╭─ Data to process

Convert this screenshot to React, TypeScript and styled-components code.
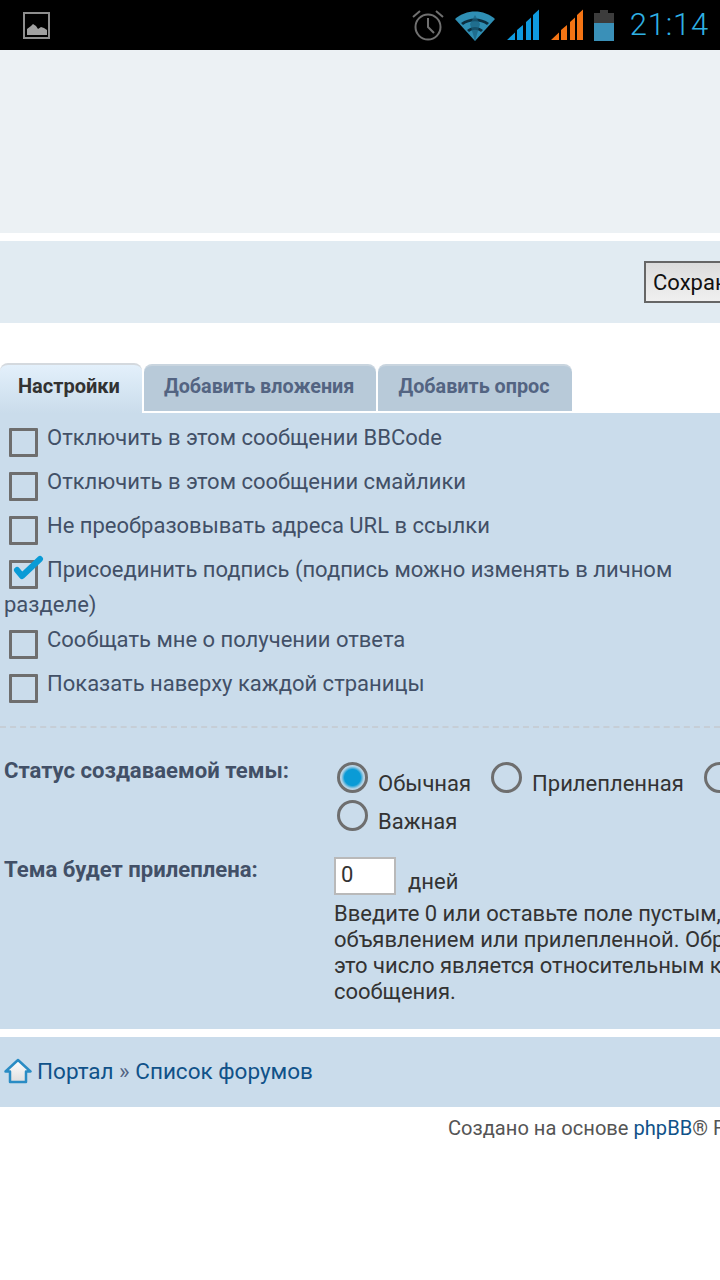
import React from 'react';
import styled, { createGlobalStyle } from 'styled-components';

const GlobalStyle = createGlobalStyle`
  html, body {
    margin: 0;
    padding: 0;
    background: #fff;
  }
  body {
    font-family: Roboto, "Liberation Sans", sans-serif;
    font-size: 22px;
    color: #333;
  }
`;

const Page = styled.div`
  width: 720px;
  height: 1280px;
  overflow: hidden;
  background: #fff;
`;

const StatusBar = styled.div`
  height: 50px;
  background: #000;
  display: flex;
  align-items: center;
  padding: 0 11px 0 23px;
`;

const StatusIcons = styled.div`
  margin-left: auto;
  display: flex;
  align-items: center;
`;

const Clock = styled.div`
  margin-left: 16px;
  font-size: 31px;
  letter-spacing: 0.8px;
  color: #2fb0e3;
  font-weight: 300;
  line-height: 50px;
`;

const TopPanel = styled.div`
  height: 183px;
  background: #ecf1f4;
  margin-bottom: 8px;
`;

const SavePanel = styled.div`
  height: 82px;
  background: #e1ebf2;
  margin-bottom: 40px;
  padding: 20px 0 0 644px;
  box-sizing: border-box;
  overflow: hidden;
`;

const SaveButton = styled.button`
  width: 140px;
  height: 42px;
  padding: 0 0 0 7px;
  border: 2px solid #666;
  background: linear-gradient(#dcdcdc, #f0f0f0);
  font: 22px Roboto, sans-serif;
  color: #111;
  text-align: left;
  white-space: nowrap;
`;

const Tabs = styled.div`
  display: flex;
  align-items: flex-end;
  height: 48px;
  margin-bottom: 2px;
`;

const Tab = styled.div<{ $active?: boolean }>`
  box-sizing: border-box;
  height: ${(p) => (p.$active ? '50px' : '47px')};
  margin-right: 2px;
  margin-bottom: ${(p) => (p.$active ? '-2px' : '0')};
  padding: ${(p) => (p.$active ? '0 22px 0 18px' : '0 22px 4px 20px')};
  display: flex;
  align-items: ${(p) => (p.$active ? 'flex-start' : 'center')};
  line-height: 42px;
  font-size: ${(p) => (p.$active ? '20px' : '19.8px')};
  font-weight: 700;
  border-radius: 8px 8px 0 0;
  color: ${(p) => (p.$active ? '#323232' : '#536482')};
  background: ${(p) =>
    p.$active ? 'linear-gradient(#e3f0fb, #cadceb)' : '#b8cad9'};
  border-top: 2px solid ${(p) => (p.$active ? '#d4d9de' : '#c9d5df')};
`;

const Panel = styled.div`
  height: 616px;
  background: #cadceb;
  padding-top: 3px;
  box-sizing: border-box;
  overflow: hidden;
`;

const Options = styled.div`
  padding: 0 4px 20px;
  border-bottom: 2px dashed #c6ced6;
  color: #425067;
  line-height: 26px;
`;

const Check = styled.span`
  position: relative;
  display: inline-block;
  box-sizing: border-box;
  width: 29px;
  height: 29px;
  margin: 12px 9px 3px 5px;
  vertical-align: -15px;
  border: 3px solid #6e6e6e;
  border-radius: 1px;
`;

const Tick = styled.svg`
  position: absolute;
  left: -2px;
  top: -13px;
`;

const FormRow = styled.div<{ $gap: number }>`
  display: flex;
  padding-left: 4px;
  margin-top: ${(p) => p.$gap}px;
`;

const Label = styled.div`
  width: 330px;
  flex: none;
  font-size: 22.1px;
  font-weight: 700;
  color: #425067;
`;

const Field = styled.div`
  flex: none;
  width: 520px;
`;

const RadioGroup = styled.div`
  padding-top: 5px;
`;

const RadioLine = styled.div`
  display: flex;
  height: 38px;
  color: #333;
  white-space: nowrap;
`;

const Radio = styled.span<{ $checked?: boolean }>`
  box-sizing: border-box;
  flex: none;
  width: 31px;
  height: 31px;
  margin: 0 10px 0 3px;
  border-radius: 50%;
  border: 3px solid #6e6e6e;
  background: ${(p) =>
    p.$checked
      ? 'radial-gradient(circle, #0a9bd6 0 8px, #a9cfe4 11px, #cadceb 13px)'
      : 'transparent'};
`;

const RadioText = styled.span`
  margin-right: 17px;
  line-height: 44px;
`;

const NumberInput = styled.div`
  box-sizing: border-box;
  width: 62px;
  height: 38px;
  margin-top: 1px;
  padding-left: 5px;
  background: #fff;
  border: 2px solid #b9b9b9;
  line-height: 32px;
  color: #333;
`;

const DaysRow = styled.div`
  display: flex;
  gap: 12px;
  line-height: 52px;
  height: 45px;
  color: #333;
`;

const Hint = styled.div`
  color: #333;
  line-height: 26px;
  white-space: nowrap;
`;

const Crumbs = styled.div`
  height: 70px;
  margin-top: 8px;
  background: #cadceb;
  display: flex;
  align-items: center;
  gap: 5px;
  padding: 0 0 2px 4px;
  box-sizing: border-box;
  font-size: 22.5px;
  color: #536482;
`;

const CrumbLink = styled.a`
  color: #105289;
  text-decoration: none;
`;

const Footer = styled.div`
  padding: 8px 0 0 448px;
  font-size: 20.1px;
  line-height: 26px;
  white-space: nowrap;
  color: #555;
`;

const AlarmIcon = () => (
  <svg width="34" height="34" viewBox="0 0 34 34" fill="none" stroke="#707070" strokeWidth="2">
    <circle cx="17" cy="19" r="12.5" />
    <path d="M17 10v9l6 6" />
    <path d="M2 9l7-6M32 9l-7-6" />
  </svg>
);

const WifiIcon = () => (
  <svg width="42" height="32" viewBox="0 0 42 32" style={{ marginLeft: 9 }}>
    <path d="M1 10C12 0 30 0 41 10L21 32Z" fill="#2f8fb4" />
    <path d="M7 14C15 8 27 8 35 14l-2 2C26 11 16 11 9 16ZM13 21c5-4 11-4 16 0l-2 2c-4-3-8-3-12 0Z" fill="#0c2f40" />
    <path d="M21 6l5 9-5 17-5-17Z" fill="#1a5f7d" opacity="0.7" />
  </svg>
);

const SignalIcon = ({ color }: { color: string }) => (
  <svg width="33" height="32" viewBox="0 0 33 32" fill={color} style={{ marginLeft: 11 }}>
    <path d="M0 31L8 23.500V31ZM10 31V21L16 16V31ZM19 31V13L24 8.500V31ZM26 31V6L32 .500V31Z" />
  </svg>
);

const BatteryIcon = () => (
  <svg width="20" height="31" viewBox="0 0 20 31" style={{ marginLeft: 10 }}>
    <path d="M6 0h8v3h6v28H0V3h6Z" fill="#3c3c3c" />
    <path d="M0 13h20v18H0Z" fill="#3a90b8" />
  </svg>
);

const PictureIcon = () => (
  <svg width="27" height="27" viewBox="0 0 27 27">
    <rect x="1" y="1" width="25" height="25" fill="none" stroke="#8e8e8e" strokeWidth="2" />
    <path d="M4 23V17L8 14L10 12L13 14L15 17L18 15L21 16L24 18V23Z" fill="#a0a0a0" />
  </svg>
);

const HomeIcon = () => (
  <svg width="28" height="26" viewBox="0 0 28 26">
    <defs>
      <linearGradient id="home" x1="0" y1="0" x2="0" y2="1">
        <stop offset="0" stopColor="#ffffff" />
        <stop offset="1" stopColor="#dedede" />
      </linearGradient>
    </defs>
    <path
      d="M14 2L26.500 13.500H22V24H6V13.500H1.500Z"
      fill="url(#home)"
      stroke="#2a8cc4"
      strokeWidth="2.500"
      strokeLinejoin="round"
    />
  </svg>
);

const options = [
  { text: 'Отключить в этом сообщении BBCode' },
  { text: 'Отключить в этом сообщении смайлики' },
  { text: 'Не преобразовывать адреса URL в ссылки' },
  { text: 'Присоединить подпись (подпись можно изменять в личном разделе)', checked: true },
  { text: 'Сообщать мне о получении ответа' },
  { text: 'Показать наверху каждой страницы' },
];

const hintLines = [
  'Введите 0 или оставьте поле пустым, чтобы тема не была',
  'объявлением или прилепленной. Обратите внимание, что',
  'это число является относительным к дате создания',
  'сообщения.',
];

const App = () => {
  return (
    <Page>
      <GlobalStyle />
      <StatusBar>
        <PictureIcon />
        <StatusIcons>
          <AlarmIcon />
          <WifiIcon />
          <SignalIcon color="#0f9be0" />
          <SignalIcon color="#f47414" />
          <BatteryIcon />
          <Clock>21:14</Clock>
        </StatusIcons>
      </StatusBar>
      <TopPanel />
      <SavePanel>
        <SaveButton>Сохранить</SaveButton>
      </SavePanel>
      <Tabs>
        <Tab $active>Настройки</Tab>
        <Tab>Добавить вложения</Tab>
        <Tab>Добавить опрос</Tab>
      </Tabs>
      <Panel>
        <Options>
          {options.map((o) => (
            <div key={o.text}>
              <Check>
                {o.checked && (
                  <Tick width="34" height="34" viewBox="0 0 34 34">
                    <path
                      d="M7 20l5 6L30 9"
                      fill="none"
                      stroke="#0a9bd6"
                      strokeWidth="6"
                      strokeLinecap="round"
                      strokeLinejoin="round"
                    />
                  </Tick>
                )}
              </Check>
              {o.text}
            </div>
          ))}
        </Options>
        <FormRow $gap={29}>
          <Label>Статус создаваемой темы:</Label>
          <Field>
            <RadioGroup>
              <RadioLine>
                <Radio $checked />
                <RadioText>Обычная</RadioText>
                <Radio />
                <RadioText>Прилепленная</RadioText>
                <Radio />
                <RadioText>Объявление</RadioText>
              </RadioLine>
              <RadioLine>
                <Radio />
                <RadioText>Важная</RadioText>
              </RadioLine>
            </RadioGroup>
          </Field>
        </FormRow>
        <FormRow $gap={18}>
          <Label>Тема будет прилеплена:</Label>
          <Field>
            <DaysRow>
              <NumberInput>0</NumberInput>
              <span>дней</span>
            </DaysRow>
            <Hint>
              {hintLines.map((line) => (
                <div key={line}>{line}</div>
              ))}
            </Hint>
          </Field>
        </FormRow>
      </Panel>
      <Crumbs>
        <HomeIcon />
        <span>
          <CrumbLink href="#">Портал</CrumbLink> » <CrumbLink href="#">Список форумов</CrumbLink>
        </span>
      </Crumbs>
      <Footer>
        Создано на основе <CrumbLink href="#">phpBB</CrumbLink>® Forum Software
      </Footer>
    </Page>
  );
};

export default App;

╰─
╭─ Data to process

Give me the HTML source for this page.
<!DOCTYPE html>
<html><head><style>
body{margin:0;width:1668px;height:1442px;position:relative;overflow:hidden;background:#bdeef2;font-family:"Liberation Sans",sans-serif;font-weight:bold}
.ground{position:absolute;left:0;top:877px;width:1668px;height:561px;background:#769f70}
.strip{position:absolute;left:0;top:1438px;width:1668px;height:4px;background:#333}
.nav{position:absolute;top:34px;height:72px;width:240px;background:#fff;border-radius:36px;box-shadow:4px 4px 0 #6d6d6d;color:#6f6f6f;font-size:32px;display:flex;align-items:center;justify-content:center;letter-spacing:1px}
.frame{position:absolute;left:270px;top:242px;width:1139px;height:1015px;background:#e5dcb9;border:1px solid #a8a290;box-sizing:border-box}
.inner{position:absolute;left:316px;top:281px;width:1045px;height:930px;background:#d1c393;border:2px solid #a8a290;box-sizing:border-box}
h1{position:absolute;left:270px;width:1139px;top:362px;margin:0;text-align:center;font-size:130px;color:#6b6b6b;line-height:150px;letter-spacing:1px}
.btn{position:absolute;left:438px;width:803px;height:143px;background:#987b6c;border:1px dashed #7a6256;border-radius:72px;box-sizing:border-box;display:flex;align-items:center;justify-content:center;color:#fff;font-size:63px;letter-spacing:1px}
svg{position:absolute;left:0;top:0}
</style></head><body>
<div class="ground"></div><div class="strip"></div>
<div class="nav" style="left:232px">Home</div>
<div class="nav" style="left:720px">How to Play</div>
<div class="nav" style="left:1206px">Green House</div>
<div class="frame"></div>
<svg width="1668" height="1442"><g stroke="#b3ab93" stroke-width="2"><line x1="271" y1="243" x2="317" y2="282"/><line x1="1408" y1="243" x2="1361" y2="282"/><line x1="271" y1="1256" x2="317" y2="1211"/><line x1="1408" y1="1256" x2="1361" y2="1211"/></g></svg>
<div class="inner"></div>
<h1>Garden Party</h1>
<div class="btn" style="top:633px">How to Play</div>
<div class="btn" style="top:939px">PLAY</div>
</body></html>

╰─
╭─ Data to process

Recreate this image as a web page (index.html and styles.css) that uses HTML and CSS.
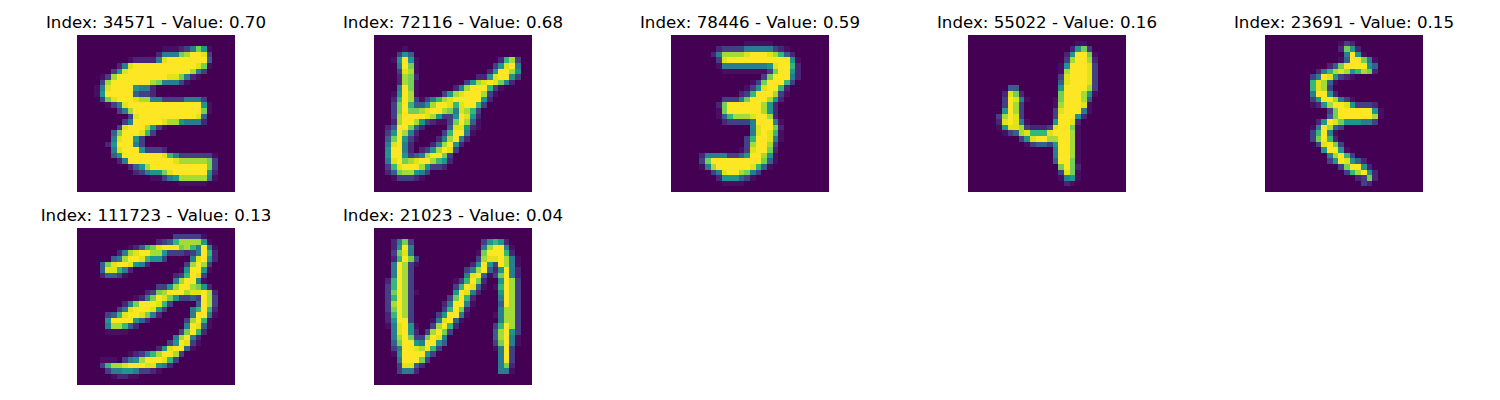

╰─

# [Work to complete]
Collect each line holding the string "React".

# [In response]
Convert this screenshot to React, TypeScript and styled-components code.
import React from 'react';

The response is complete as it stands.